**What the task requires**
Reproduce the full listing below unchanged, apart from the pictures.

**Records provided**
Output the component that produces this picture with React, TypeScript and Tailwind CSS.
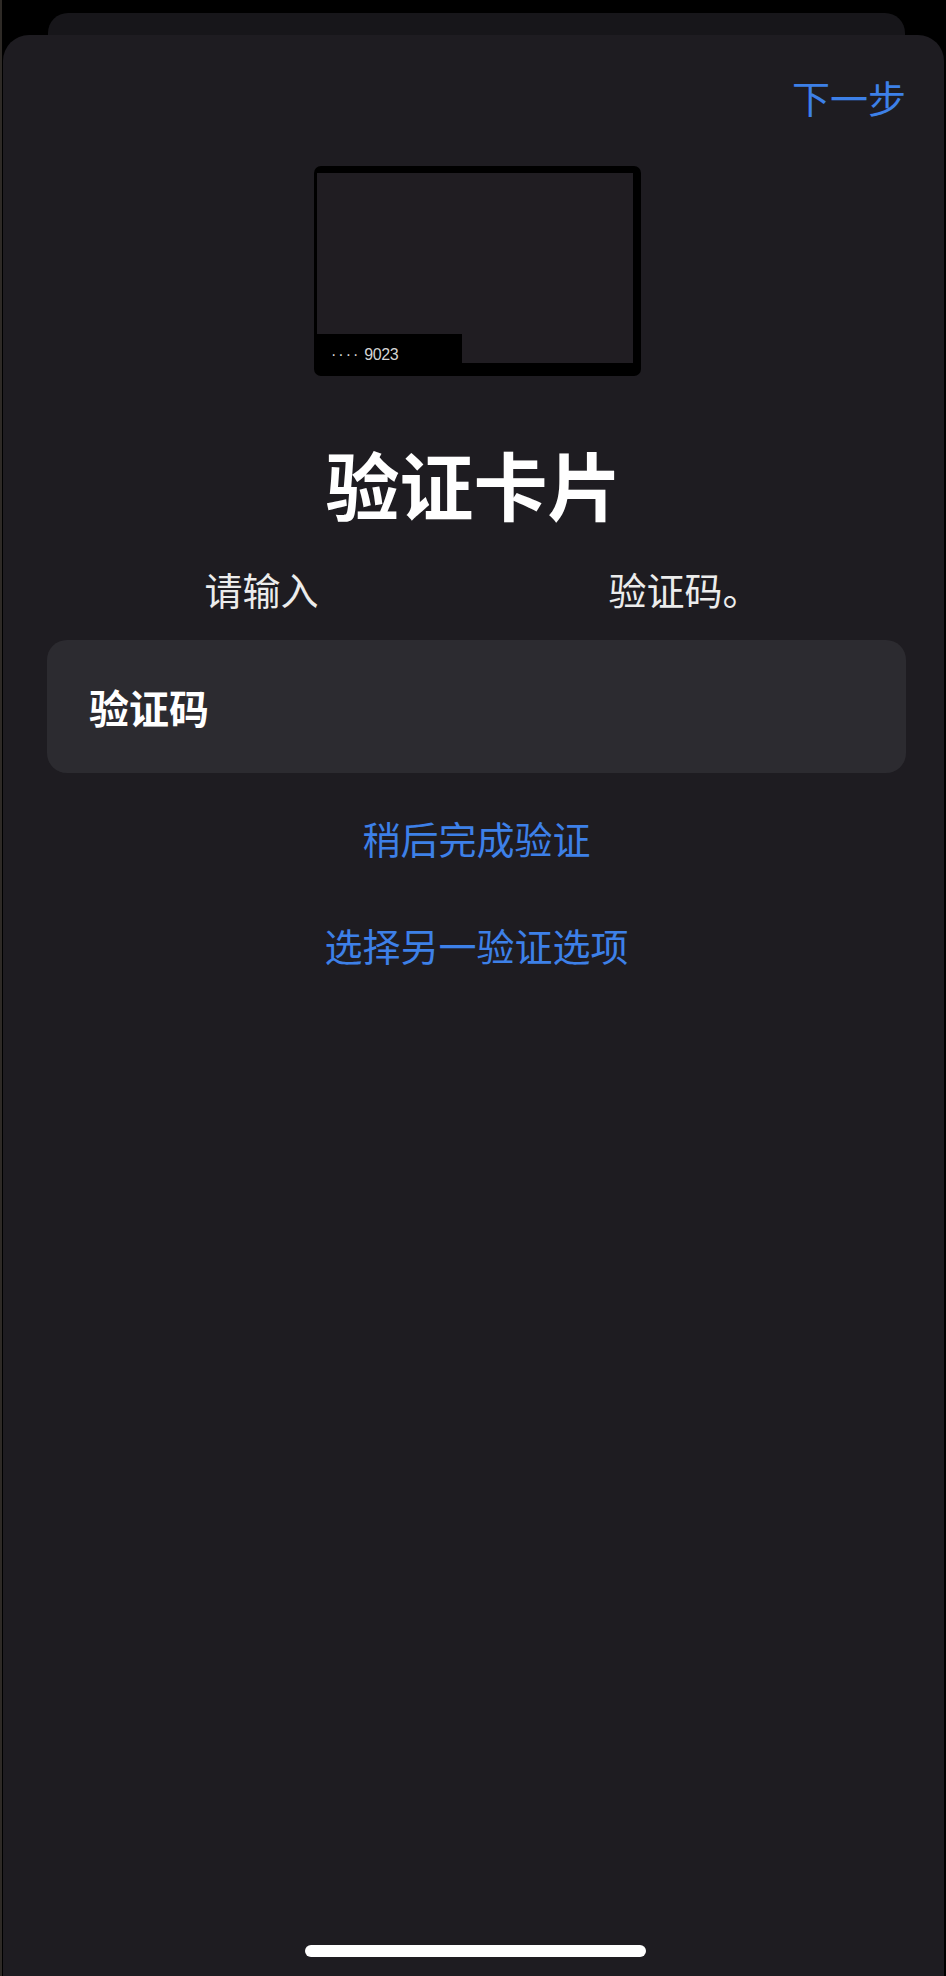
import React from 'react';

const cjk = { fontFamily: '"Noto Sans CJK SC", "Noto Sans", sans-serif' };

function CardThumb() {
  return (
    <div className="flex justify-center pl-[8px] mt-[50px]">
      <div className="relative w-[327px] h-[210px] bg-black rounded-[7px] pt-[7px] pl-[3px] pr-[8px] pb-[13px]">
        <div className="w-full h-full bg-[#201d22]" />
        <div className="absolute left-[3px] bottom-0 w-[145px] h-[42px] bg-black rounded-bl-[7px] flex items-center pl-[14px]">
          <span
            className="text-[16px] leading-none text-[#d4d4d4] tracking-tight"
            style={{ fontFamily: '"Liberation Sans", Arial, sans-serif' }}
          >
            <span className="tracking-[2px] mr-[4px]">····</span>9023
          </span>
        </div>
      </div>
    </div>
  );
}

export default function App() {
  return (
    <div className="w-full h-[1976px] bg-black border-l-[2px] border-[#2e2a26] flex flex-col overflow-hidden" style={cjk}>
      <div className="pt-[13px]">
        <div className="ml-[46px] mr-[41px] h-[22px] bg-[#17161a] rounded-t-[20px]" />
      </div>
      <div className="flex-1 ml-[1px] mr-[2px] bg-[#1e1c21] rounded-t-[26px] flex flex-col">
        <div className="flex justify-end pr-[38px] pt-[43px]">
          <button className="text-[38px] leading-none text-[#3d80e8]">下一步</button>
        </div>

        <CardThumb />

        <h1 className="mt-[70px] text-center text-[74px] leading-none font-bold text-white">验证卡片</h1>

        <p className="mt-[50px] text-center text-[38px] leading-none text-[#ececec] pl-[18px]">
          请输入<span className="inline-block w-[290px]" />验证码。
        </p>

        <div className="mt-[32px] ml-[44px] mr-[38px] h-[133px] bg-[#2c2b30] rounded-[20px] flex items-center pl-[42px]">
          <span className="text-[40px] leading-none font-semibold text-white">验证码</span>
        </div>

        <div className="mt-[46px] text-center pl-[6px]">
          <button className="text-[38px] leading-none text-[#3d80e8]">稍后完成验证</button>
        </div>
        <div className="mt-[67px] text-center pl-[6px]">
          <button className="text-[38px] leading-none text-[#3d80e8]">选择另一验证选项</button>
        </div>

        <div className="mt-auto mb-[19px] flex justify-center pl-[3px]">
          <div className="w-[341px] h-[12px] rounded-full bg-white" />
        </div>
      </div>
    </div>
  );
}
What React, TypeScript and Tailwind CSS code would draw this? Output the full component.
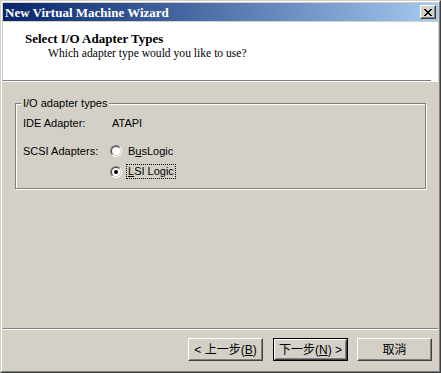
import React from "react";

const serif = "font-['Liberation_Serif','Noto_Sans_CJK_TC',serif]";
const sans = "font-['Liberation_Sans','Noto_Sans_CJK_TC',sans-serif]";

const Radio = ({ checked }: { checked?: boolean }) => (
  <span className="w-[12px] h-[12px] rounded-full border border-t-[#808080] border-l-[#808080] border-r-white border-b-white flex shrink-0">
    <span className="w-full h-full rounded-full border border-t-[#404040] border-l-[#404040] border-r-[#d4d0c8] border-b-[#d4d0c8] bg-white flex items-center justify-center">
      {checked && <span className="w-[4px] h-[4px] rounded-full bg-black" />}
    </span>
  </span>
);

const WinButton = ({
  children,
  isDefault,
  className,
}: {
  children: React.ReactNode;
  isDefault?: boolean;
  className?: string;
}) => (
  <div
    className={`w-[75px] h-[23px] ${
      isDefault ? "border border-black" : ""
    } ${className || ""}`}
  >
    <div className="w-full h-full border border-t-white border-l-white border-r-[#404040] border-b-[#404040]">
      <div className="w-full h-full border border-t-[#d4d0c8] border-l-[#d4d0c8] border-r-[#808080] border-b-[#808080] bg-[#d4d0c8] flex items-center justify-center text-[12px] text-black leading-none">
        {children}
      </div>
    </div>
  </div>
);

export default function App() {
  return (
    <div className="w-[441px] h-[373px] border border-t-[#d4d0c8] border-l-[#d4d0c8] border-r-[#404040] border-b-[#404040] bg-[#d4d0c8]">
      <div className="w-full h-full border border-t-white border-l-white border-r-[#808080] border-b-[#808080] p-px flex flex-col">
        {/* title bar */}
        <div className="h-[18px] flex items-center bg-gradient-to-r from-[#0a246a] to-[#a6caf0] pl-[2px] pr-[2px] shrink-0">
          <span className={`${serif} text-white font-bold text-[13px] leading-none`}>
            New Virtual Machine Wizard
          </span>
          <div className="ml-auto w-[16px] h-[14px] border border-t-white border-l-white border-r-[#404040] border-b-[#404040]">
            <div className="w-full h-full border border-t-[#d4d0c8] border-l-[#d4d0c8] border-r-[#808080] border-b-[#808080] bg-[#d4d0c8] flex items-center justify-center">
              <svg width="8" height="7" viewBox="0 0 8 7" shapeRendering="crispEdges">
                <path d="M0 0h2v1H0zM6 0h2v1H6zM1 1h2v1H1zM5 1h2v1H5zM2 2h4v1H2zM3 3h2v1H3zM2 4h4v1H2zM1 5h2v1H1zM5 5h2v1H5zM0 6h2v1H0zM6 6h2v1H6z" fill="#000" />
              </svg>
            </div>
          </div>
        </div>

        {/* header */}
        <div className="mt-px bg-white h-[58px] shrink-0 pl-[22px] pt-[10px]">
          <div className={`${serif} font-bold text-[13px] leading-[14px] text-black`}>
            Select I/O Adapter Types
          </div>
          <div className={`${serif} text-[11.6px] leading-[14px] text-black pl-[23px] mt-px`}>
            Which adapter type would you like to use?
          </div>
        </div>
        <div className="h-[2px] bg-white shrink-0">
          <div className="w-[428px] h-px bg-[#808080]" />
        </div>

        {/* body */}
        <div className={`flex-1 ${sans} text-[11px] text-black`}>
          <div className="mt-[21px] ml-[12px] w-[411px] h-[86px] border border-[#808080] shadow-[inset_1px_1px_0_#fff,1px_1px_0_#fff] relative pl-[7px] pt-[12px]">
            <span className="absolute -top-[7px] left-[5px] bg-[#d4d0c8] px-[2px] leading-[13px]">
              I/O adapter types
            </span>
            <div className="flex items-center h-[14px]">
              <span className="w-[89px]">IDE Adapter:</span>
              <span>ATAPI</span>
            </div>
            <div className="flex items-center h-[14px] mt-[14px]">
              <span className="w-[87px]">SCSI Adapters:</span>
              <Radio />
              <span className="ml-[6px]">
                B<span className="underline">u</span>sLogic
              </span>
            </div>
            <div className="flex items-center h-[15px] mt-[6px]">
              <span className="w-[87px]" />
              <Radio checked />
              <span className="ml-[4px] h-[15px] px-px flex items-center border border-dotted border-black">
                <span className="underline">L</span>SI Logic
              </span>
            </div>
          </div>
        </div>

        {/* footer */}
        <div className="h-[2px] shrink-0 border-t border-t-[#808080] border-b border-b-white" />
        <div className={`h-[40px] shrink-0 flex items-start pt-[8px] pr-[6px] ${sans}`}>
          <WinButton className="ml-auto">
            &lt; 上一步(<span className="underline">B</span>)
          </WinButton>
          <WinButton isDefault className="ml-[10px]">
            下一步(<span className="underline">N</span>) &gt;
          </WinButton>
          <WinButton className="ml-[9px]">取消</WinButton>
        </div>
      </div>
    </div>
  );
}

**Solution for this problem**
Output the component that produces this picture with React, TypeScript and Tailwind CSS.
import React from 'react';

const cjk = { fontFamily: '"Noto Sans CJK SC", "Noto Sans", sans-serif' };

function CardThumb() {
  return (
    <div className="flex justify-center pl-[8px] mt-[50px]">
      <div className="relative w-[327px] h-[210px] bg-black rounded-[7px] pt-[7px] pl-[3px] pr-[8px] pb-[13px]">
        <div className="w-full h-full bg-[#201d22]" />
        <div className="absolute left-[3px] bottom-0 w-[145px] h-[42px] bg-black rounded-bl-[7px] flex items-center pl-[14px]">
          <span
            className="text-[16px] leading-none text-[#d4d4d4] tracking-tight"
            style={{ fontFamily: '"Liberation Sans", Arial, sans-serif' }}
          >
            <span className="tracking-[2px] mr-[4px]">····</span>9023
          </span>
        </div>
      </div>
    </div>
  );
}

export default function App() {
  return (
    <div className="w-full h-[1976px] bg-black border-l-[2px] border-[#2e2a26] flex flex-col overflow-hidden" style={cjk}>
      <div className="pt-[13px]">
        <div className="ml-[46px] mr-[41px] h-[22px] bg-[#17161a] rounded-t-[20px]" />
      </div>
      <div className="flex-1 ml-[1px] mr-[2px] bg-[#1e1c21] rounded-t-[26px] flex flex-col">
        <div className="flex justify-end pr-[38px] pt-[43px]">
          <button className="text-[38px] leading-none text-[#3d80e8]">下一步</button>
        </div>

        <CardThumb />

        <h1 className="mt-[70px] text-center text-[74px] leading-none font-bold text-white">验证卡片</h1>

        <p className="mt-[50px] text-center text-[38px] leading-none text-[#ececec] pl-[18px]">
          请输入<span className="inline-block w-[290px]" />验证码。
        </p>

        <div className="mt-[32px] ml-[44px] mr-[38px] h-[133px] bg-[#2c2b30] rounded-[20px] flex items-center pl-[42px]">
          <span className="text-[40px] leading-none font-semibold text-white">验证码</span>
        </div>

        <div className="mt-[46px] text-center pl-[6px]">
          <button className="text-[38px] leading-none text-[#3d80e8]">稍后完成验证</button>
        </div>
        <div className="mt-[67px] text-center pl-[6px]">
          <button className="text-[38px] leading-none text-[#3d80e8]">选择另一验证选项</button>
        </div>

        <div className="mt-auto mb-[19px] flex justify-center pl-[3px]">
          <div className="w-[341px] h-[12px] rounded-full bg-white" />
        </div>
      </div>
    </div>
  );
}
What React, TypeScript and Tailwind CSS code would draw this? Output the full component.
import React from "react";

const serif = "font-['Liberation_Serif','Noto_Sans_CJK_TC',serif]";
const sans = "font-['Liberation_Sans','Noto_Sans_CJK_TC',sans-serif]";

const Radio = ({ checked }: { checked?: boolean }) => (
  <span className="w-[12px] h-[12px] rounded-full border border-t-[#808080] border-l-[#808080] border-r-white border-b-white flex shrink-0">
    <span className="w-full h-full rounded-full border border-t-[#404040] border-l-[#404040] border-r-[#d4d0c8] border-b-[#d4d0c8] bg-white flex items-center justify-center">
      {checked && <span className="w-[4px] h-[4px] rounded-full bg-black" />}
    </span>
  </span>
);

const WinButton = ({
  children,
  isDefault,
  className,
}: {
  children: React.ReactNode;
  isDefault?: boolean;
  className?: string;
}) => (
  <div
    className={`w-[75px] h-[23px] ${
      isDefault ? "border border-black" : ""
    } ${className || ""}`}
  >
    <div className="w-full h-full border border-t-white border-l-white border-r-[#404040] border-b-[#404040]">
      <div className="w-full h-full border border-t-[#d4d0c8] border-l-[#d4d0c8] border-r-[#808080] border-b-[#808080] bg-[#d4d0c8] flex items-center justify-center text-[12px] text-black leading-none">
        {children}
      </div>
    </div>
  </div>
);

export default function App() {
  return (
    <div className="w-[441px] h-[373px] border border-t-[#d4d0c8] border-l-[#d4d0c8] border-r-[#404040] border-b-[#404040] bg-[#d4d0c8]">
      <div className="w-full h-full border border-t-white border-l-white border-r-[#808080] border-b-[#808080] p-px flex flex-col">
        {/* title bar */}
        <div className="h-[18px] flex items-center bg-gradient-to-r from-[#0a246a] to-[#a6caf0] pl-[2px] pr-[2px] shrink-0">
          <span className={`${serif} text-white font-bold text-[13px] leading-none`}>
            New Virtual Machine Wizard
          </span>
          <div className="ml-auto w-[16px] h-[14px] border border-t-white border-l-white border-r-[#404040] border-b-[#404040]">
            <div className="w-full h-full border border-t-[#d4d0c8] border-l-[#d4d0c8] border-r-[#808080] border-b-[#808080] bg-[#d4d0c8] flex items-center justify-center">
              <svg width="8" height="7" viewBox="0 0 8 7" shapeRendering="crispEdges">
                <path d="M0 0h2v1H0zM6 0h2v1H6zM1 1h2v1H1zM5 1h2v1H5zM2 2h4v1H2zM3 3h2v1H3zM2 4h4v1H2zM1 5h2v1H1zM5 5h2v1H5zM0 6h2v1H0zM6 6h2v1H6z" fill="#000" />
              </svg>
            </div>
          </div>
        </div>

        {/* header */}
        <div className="mt-px bg-white h-[58px] shrink-0 pl-[22px] pt-[10px]">
          <div className={`${serif} font-bold text-[13px] leading-[14px] text-black`}>
            Select I/O Adapter Types
          </div>
          <div className={`${serif} text-[11.6px] leading-[14px] text-black pl-[23px] mt-px`}>
            Which adapter type would you like to use?
          </div>
        </div>
        <div className="h-[2px] bg-white shrink-0">
          <div className="w-[428px] h-px bg-[#808080]" />
        </div>

        {/* body */}
        <div className={`flex-1 ${sans} text-[11px] text-black`}>
          <div className="mt-[21px] ml-[12px] w-[411px] h-[86px] border border-[#808080] shadow-[inset_1px_1px_0_#fff,1px_1px_0_#fff] relative pl-[7px] pt-[12px]">
            <span className="absolute -top-[7px] left-[5px] bg-[#d4d0c8] px-[2px] leading-[13px]">
              I/O adapter types
            </span>
            <div className="flex items-center h-[14px]">
              <span className="w-[89px]">IDE Adapter:</span>
              <span>ATAPI</span>
            </div>
            <div className="flex items-center h-[14px] mt-[14px]">
              <span className="w-[87px]">SCSI Adapters:</span>
              <Radio />
              <span className="ml-[6px]">
                B<span className="underline">u</span>sLogic
              </span>
            </div>
            <div className="flex items-center h-[15px] mt-[6px]">
              <span className="w-[87px]" />
              <Radio checked />
              <span className="ml-[4px] h-[15px] px-px flex items-center border border-dotted border-black">
                <span className="underline">L</span>SI Logic
              </span>
            </div>
          </div>
        </div>

        {/* footer */}
        <div className="h-[2px] shrink-0 border-t border-t-[#808080] border-b border-b-white" />
        <div className={`h-[40px] shrink-0 flex items-start pt-[8px] pr-[6px] ${sans}`}>
          <WinButton className="ml-auto">
            &lt; 上一步(<span className="underline">B</span>)
          </WinButton>
          <WinButton isDefault className="ml-[10px]">
            下一步(<span className="underline">N</span>) &gt;
          </WinButton>
          <WinButton className="ml-[9px]">取消</WinButton>
        </div>
      </div>
    </div>
  );
}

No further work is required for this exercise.